:: To do ::
Return all entries word for word, but drop any images.

---------- Records for this task ----------

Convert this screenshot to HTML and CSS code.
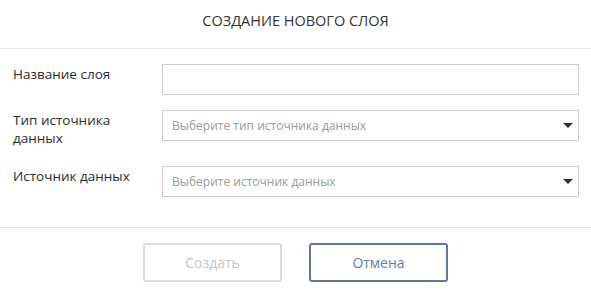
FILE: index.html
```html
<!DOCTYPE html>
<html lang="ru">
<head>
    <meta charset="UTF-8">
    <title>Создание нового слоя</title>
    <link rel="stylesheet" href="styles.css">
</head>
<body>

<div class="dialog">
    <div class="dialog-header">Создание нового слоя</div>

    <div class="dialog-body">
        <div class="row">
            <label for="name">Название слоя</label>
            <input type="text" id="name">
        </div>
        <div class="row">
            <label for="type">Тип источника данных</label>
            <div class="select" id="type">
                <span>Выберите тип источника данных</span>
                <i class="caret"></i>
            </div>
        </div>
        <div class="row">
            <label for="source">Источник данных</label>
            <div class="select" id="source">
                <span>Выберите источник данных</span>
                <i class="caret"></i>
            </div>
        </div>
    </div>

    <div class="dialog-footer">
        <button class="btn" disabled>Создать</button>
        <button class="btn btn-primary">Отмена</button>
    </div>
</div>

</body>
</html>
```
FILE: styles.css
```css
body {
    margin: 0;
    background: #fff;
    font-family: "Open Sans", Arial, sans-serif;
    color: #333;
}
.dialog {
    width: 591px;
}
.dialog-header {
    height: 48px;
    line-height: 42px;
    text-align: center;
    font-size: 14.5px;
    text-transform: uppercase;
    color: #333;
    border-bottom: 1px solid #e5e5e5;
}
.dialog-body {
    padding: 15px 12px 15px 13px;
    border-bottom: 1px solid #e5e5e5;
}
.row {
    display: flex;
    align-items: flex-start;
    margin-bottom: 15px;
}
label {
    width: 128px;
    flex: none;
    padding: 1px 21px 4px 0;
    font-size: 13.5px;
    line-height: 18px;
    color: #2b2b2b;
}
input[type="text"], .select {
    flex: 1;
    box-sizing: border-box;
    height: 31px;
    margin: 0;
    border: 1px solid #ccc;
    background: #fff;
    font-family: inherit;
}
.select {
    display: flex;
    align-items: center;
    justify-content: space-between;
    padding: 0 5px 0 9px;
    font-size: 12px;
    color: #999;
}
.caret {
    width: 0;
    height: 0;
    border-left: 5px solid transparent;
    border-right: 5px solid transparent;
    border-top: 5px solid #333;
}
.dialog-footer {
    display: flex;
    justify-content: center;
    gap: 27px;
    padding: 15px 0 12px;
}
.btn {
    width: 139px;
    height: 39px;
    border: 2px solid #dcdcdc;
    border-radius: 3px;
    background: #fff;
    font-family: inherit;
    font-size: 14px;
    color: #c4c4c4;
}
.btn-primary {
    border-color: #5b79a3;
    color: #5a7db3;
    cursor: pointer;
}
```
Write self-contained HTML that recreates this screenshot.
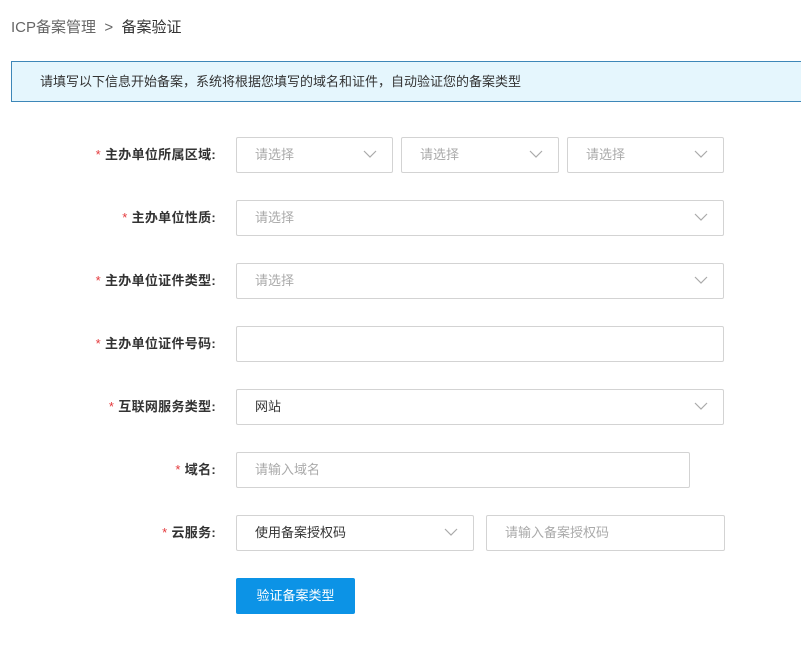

----------

:: The solution ::
Convert this screenshot to HTML and CSS code.
FILE: index.html
```html
<!DOCTYPE html>
<html lang="ru">
<head>
    <meta charset="UTF-8">
    <title>Создание нового слоя</title>
    <link rel="stylesheet" href="styles.css">
</head>
<body>

<div class="dialog">
    <div class="dialog-header">Создание нового слоя</div>

    <div class="dialog-body">
        <div class="row">
            <label for="name">Название слоя</label>
            <input type="text" id="name">
        </div>
        <div class="row">
            <label for="type">Тип источника данных</label>
            <div class="select" id="type">
                <span>Выберите тип источника данных</span>
                <i class="caret"></i>
            </div>
        </div>
        <div class="row">
            <label for="source">Источник данных</label>
            <div class="select" id="source">
                <span>Выберите источник данных</span>
                <i class="caret"></i>
            </div>
        </div>
    </div>

    <div class="dialog-footer">
        <button class="btn" disabled>Создать</button>
        <button class="btn btn-primary">Отмена</button>
    </div>
</div>

</body>
</html>
```
FILE: styles.css
```css
body {
    margin: 0;
    background: #fff;
    font-family: "Open Sans", Arial, sans-serif;
    color: #333;
}
.dialog {
    width: 591px;
}
.dialog-header {
    height: 48px;
    line-height: 42px;
    text-align: center;
    font-size: 14.5px;
    text-transform: uppercase;
    color: #333;
    border-bottom: 1px solid #e5e5e5;
}
.dialog-body {
    padding: 15px 12px 15px 13px;
    border-bottom: 1px solid #e5e5e5;
}
.row {
    display: flex;
    align-items: flex-start;
    margin-bottom: 15px;
}
label {
    width: 128px;
    flex: none;
    padding: 1px 21px 4px 0;
    font-size: 13.5px;
    line-height: 18px;
    color: #2b2b2b;
}
input[type="text"], .select {
    flex: 1;
    box-sizing: border-box;
    height: 31px;
    margin: 0;
    border: 1px solid #ccc;
    background: #fff;
    font-family: inherit;
}
.select {
    display: flex;
    align-items: center;
    justify-content: space-between;
    padding: 0 5px 0 9px;
    font-size: 12px;
    color: #999;
}
.caret {
    width: 0;
    height: 0;
    border-left: 5px solid transparent;
    border-right: 5px solid transparent;
    border-top: 5px solid #333;
}
.dialog-footer {
    display: flex;
    justify-content: center;
    gap: 27px;
    padding: 15px 0 12px;
}
.btn {
    width: 139px;
    height: 39px;
    border: 2px solid #dcdcdc;
    border-radius: 3px;
    background: #fff;
    font-family: inherit;
    font-size: 14px;
    color: #c4c4c4;
}
.btn-primary {
    border-color: #5b79a3;
    color: #5a7db3;
    cursor: pointer;
}
```
Write self-contained HTML that recreates this screenshot.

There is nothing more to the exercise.